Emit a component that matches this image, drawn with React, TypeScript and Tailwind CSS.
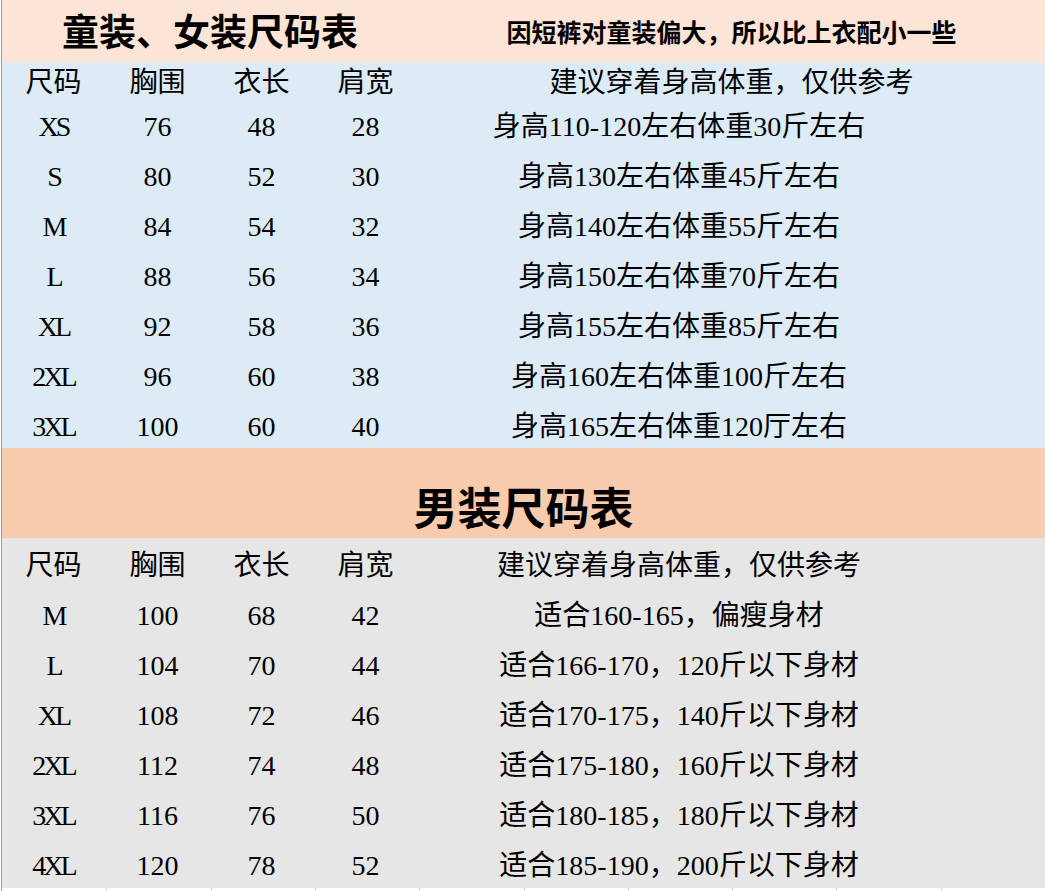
const women = [
  ["XS", "76", "48", "28", "身高110-120左右体重30斤左右"],
  ["S", "80", "52", "30", "身高130左右体重45斤左右"],
  ["M", "84", "54", "32", "身高140左右体重55斤左右"],
  ["L", "88", "56", "34", "身高150左右体重70斤左右"],
  ["XL", "92", "58", "36", "身高155左右体重85斤左右"],
  ["2XL", "96", "60", "38", "身高160左右体重100斤左右"],
  ["3XL", "100", "60", "40", "身高165左右体重120厅左右"],
];

const men = [
  ["M", "100", "68", "42", "适合160-165，偏瘦身材"],
  ["L", "104", "70", "44", "适合166-170，120斤以下身材"],
  ["XL", "108", "72", "46", "适合170-175，140斤以下身材"],
  ["2XL", "112", "74", "48", "适合175-180，160斤以下身材"],
  ["3XL", "116", "76", "50", "适合180-185，180斤以下身材"],
  ["4XL", "120", "78", "52", "适合185-190，200斤以下身材"],
];

const cols = "grid grid-cols-[103px_105px_103px_105px_522px_1fr] items-center";
const font = "font-['Liberation_Serif','Noto_Sans_CJK_SC',serif]";

function HeaderRow({ wide, height }: { wide: boolean; height: string }) {
  return (
    <div className={`${cols} ${height}`}>
      <div className="text-center">尺码</div>
      <div className="text-center">胸围</div>
      <div className="text-center">衣长</div>
      <div className="text-center">肩宽</div>
      <div className={wide ? "col-span-2 text-center" : "text-center"}>
        建议穿着身高体重，仅供参考
      </div>
    </div>
  );
}

function SizeRow({ row, height }: { row: string[]; height: string }) {
  return (
    <div className={`${cols} ${height}`}>
      <div className="text-center tracking-[-3px]">{row[0]}</div>
      <div className="text-center">{row[1]}</div>
      <div className="text-center">{row[2]}</div>
      <div className="text-center">{row[3]}</div>
      <div className="text-center">{row[4]}</div>
    </div>
  );
}

export default function App() {
  return (
    <div className={`w-[1045px] h-[891px] bg-white pl-[1px] overflow-hidden text-black text-[28px] leading-none ${font}`}>
      <div className="border-l border-[#9f9f9f] flex flex-col h-full">
        {/* 童装 / 女装 */}
        <div className="h-[62px] bg-[#fce4d6] grid grid-cols-[416px_1fr] items-center pt-[4px]">
          <div className="text-center text-[37px] font-bold">童装、女装尺码表</div>
          <div className="text-center text-[25px] font-bold">因短裤对童装偏大，所以比上衣配小一些</div>
        </div>
        <div className="h-[386px] bg-[#ddebf7] overflow-hidden">
          <HeaderRow wide height="h-[40px] pt-[2px]" />
          {women.map((r) => (
            <SizeRow key={r[0]} row={r} height="h-[50px]" />
          ))}
        </div>

        {/* 男装 */}
        <div className="h-[90px] bg-[#f8cbad] flex items-end justify-center pb-[5px]">
          <div className="text-[44px] font-bold">男装尺码表</div>
        </div>
        <div className="h-[350px] bg-[#e7e6e6] overflow-hidden">
          <HeaderRow wide={false} height="h-[53px] pt-[2px]" />
          {men.map((r, i) => (
            <SizeRow key={r[0]} row={r} height={i === men.length - 1 ? "h-[47px] pt-[2px]" : "h-[50px]"} />
          ))}
        </div>

        {/* gridline stubs */}
        <div className="flex-1 grid grid-cols-10">
          {Array.from({ length: 10 }).map((_, i) => (
            <div key={i} className={i === 0 ? "" : "border-l border-[#d0d0d0]"} />
          ))}
        </div>
      </div>
    </div>
  );
}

_ _ _ _ _

#### [Your goal]
Output the data above without changes, apart from leaving out the pictures.

#### [Exercise solution]
Emit a component that matches this image, drawn with React, TypeScript and Tailwind CSS.
const women = [
  ["XS", "76", "48", "28", "身高110-120左右体重30斤左右"],
  ["S", "80", "52", "30", "身高130左右体重45斤左右"],
  ["M", "84", "54", "32", "身高140左右体重55斤左右"],
  ["L", "88", "56", "34", "身高150左右体重70斤左右"],
  ["XL", "92", "58", "36", "身高155左右体重85斤左右"],
  ["2XL", "96", "60", "38", "身高160左右体重100斤左右"],
  ["3XL", "100", "60", "40", "身高165左右体重120厅左右"],
];

const men = [
  ["M", "100", "68", "42", "适合160-165，偏瘦身材"],
  ["L", "104", "70", "44", "适合166-170，120斤以下身材"],
  ["XL", "108", "72", "46", "适合170-175，140斤以下身材"],
  ["2XL", "112", "74", "48", "适合175-180，160斤以下身材"],
  ["3XL", "116", "76", "50", "适合180-185，180斤以下身材"],
  ["4XL", "120", "78", "52", "适合185-190，200斤以下身材"],
];

const cols = "grid grid-cols-[103px_105px_103px_105px_522px_1fr] items-center";
const font = "font-['Liberation_Serif','Noto_Sans_CJK_SC',serif]";

function HeaderRow({ wide, height }: { wide: boolean; height: string }) {
  return (
    <div className={`${cols} ${height}`}>
      <div className="text-center">尺码</div>
      <div className="text-center">胸围</div>
      <div className="text-center">衣长</div>
      <div className="text-center">肩宽</div>
      <div className={wide ? "col-span-2 text-center" : "text-center"}>
        建议穿着身高体重，仅供参考
      </div>
    </div>
  );
}

function SizeRow({ row, height }: { row: string[]; height: string }) {
  return (
    <div className={`${cols} ${height}`}>
      <div className="text-center tracking-[-3px]">{row[0]}</div>
      <div className="text-center">{row[1]}</div>
      <div className="text-center">{row[2]}</div>
      <div className="text-center">{row[3]}</div>
      <div className="text-center">{row[4]}</div>
    </div>
  );
}

export default function App() {
  return (
    <div className={`w-[1045px] h-[891px] bg-white pl-[1px] overflow-hidden text-black text-[28px] leading-none ${font}`}>
      <div className="border-l border-[#9f9f9f] flex flex-col h-full">
        {/* 童装 / 女装 */}
        <div className="h-[62px] bg-[#fce4d6] grid grid-cols-[416px_1fr] items-center pt-[4px]">
          <div className="text-center text-[37px] font-bold">童装、女装尺码表</div>
          <div className="text-center text-[25px] font-bold">因短裤对童装偏大，所以比上衣配小一些</div>
        </div>
        <div className="h-[386px] bg-[#ddebf7] overflow-hidden">
          <HeaderRow wide height="h-[40px] pt-[2px]" />
          {women.map((r) => (
            <SizeRow key={r[0]} row={r} height="h-[50px]" />
          ))}
        </div>

        {/* 男装 */}
        <div className="h-[90px] bg-[#f8cbad] flex items-end justify-center pb-[5px]">
          <div className="text-[44px] font-bold">男装尺码表</div>
        </div>
        <div className="h-[350px] bg-[#e7e6e6] overflow-hidden">
          <HeaderRow wide={false} height="h-[53px] pt-[2px]" />
          {men.map((r, i) => (
            <SizeRow key={r[0]} row={r} height={i === men.length - 1 ? "h-[47px] pt-[2px]" : "h-[50px]"} />
          ))}
        </div>

        {/* gridline stubs */}
        <div className="flex-1 grid grid-cols-10">
          {Array.from({ length: 10 }).map((_, i) => (
            <div key={i} className={i === 0 ? "" : "border-l border-[#d0d0d0]"} />
          ))}
        </div>
      </div>
    </div>
  );
}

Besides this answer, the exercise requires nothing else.